EDIT:  One more thought...  When you finish a weld, don't power the machine off right away.  Most units have a cooling fan so, let it run long enough to cool the machine before actually cutting the input power.


Ray


----------



## jamie76x (Apr 7, 2014)

*Re: HOBART hadeler 190*



markknx said:


> Jamie, What size AL do you think a hobby guy wouldbe welding? 2"? I am not familiar with this machine but as a welder I know 190 amps can weld at least 3/4 thick in ALQUOTE]
> 
> If I knew I could weld 3/4" aluminum with a 190 amp department store welder I would not have needed to shell out the $$$ for my syncrowave 350's.
> 
> After 20 years of running my own shop I learned something new here...


----------



## sniggler (Apr 8, 2014)

I ran a spool gun for aluminum on a Millermatic 200 from .090 up to 1/2 inch for a long time. 1/2 half inch requires beveled joints and and multi pass welds. 1/4, 3/16 and 3/8 weld very nicely with my mig with no issues as to the strength of the welds. 1/8 and .090 take more skill to work through deal with burn through and distortion.

Tig welding aluminum takes more amps at least my miller dialarc 250 needs to be running full bore to weld 3/8.

As an all around hobby welder I think the 180 with a spool gun hits an attractive price point. 

Bob


----------



## mjonkman (Apr 8, 2014)

I bought the Hobart Handler 190 with spool gun two weeks ago from Tractor Supply. They only had it available online, I think the price was comparable to Northern Tools price. However at the time Tractor Supply was doing their spring promo and had sent out a 10% off coupon and I think free or reduced price on shipping. At the end of the day I never left my house and got it here with a final price including taxes and shipping was less then the Northern Tool sales price was at that time. TSC doesn't always have the combo package, it will be there one week, then disappear for several then show back up and coupons show up occasionally in the mail.

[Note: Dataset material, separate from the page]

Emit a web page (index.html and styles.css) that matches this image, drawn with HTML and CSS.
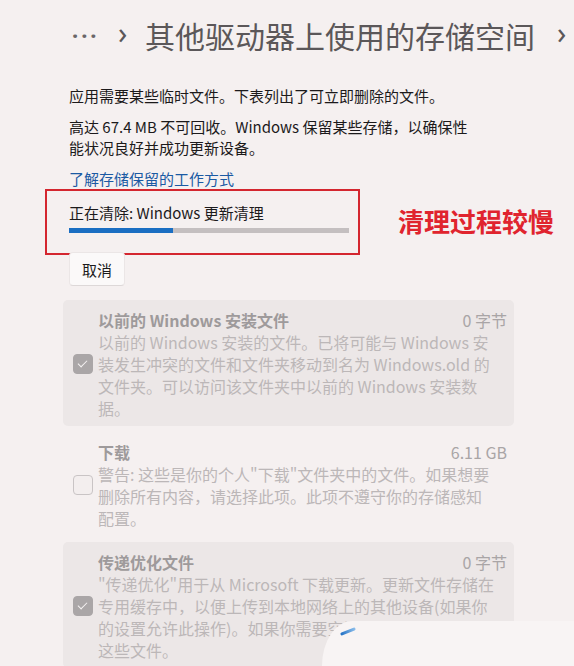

The order came out with these numbers:

Order Subtotal:	$819.99
Discounts:	 -$82.00
Shipping:	$14.99
Tax:	$36.90
Total:	$789.88

How well the welder works I can't say. Its still in the box on the floor in the shop in the exact same position it arrived 2 weeks ago. I'm just now getting some time to play in the shop.

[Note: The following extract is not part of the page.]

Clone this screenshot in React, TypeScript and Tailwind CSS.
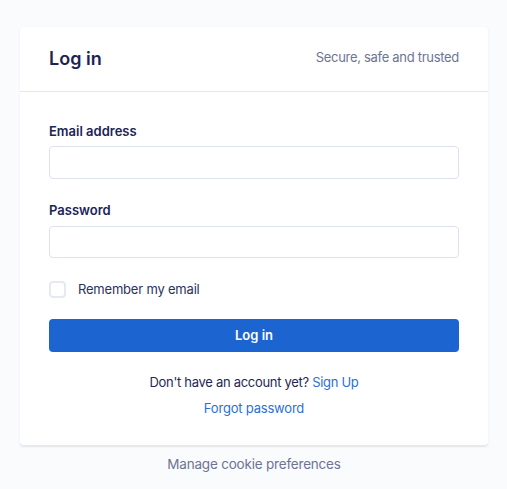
import React, { useState } from 'react'

export default function App() {
  const [remember, setRemember] = useState(false)

  return (
    <div
      className="min-h-[489px] bg-[#fafbfd] pt-[27px] px-[20px] text-[#1f2853]"
      style={{ fontFamily: 'Inter, "Noto Sans", sans-serif' }}
    >
      <div className="w-[468px] bg-white rounded-[4px] shadow-[0_1px_2px_rgba(30,40,90,0.10)] border-b border-[#e6e8f0]">
        {/* Header */}
        <div className="h-[65px] px-[29px] pb-[2px] flex items-center justify-between border-b border-[#e4e6ee]">
          <h1 className="text-[18px] font-semibold text-[#1c2456]">Log in</h1>
          <span className="text-[13px] tracking-[-0.3px] text-[#6d7493]">Secure, safe and trusted</span>
        </div>

        {/* Body */}
        <div className="px-[29px] pt-[29px] pb-[27px]">
          <label className="block text-[13px] leading-[20px] font-semibold text-[#1c2456]">
            Email address
          </label>
          <input
            type="email"
            className="mt-[5px] block w-full h-[33px] rounded-[4px] border border-[#dfe2ec] px-3 text-[13px] outline-none"
          />

          <label className="block mt-[21px] text-[13px] leading-[20px] font-semibold text-[#1c2456]">
            Password
          </label>
          <input
            type="password"
            className="mt-[6px] block w-full h-[32px] rounded-[4px] border border-[#dfe2ec] px-3 text-[13px] outline-none"
          />

          <label className="mt-[21px] flex items-center gap-[12px] cursor-pointer">
            <button
              type="button"
              onClick={() => setRemember(!remember)}
              className={`w-[17px] h-[17px] rounded-[4px] border-2 ${remember ? 'bg-[#1c64d0] border-[#1c64d0]' : 'bg-white border-[#e6e9f1]'}`}
            />
            <span className="text-[13px] leading-[20px] tracking-[-0.2px] text-[#2a3260]">Remember my email</span>
          </label>

          <button
            type="button"
            className="mt-[20px] w-full h-[33px] rounded-[4px] bg-[#1c64d0] text-white text-[13px] font-semibold"
          >
            Log in
          </button>

          <p className="mt-[20px] text-center text-[13px] leading-[20px] tracking-[-0.3px] text-[#1f2853]">
            Don't have an account yet? <a className="text-[#2a6fd6]">Sign Up</a>
          </p>
          <p className="mt-[6px] text-center text-[13px] leading-[20px] tracking-[-0.2px]">
            <a className="text-[#2a6fd6]">Forgot password</a>
          </p>
        </div>
      </div>

      <p className="w-[468px] mt-[8px] text-center text-[13.5px] leading-[20px] tracking-[-0.2px] text-[#6d7493]">
        Manage cookie preferences
      </p>
    </div>
  )
}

I don't know if I'll ever weld aluminum, but i liked the idea of the spool gun just in case. Just be careful that you actually are getting a savings over buying the welder and the spool gun separately. Amazon sells the spool gun for $209.  I know I debated long and hard as to its value based on buying separately and whether or not I would ever need the spool gun. The extra coupon from TSC forced the issue - I think it brought the cost down to something like $740 making the spool gun only $60 more then the welder by itself.

I had debated the MVP 210 as well ($899). For me personally I couldn't afford the exact $200 for the capability of switching between 220 and 110V input, based on the standalone 190's price of $699.99 (no spool gun) - current TSC sales price is $649 making it a $250 gap.

Sincerely
Mark R. Jonkman


----------



## sniggler (Apr 8, 2014)

I think that's a great price. I know it was over 3000 around 1984 when i got my mm200 with spool gun over time it bought itself so many times. 

Good luck with it and here's wishing you get some time to use it for the things you want to fabricate. I weld every day for a living but i would rather be building aluminum skiffs or fishing in them oooooo trouts biting. 

Bob


----------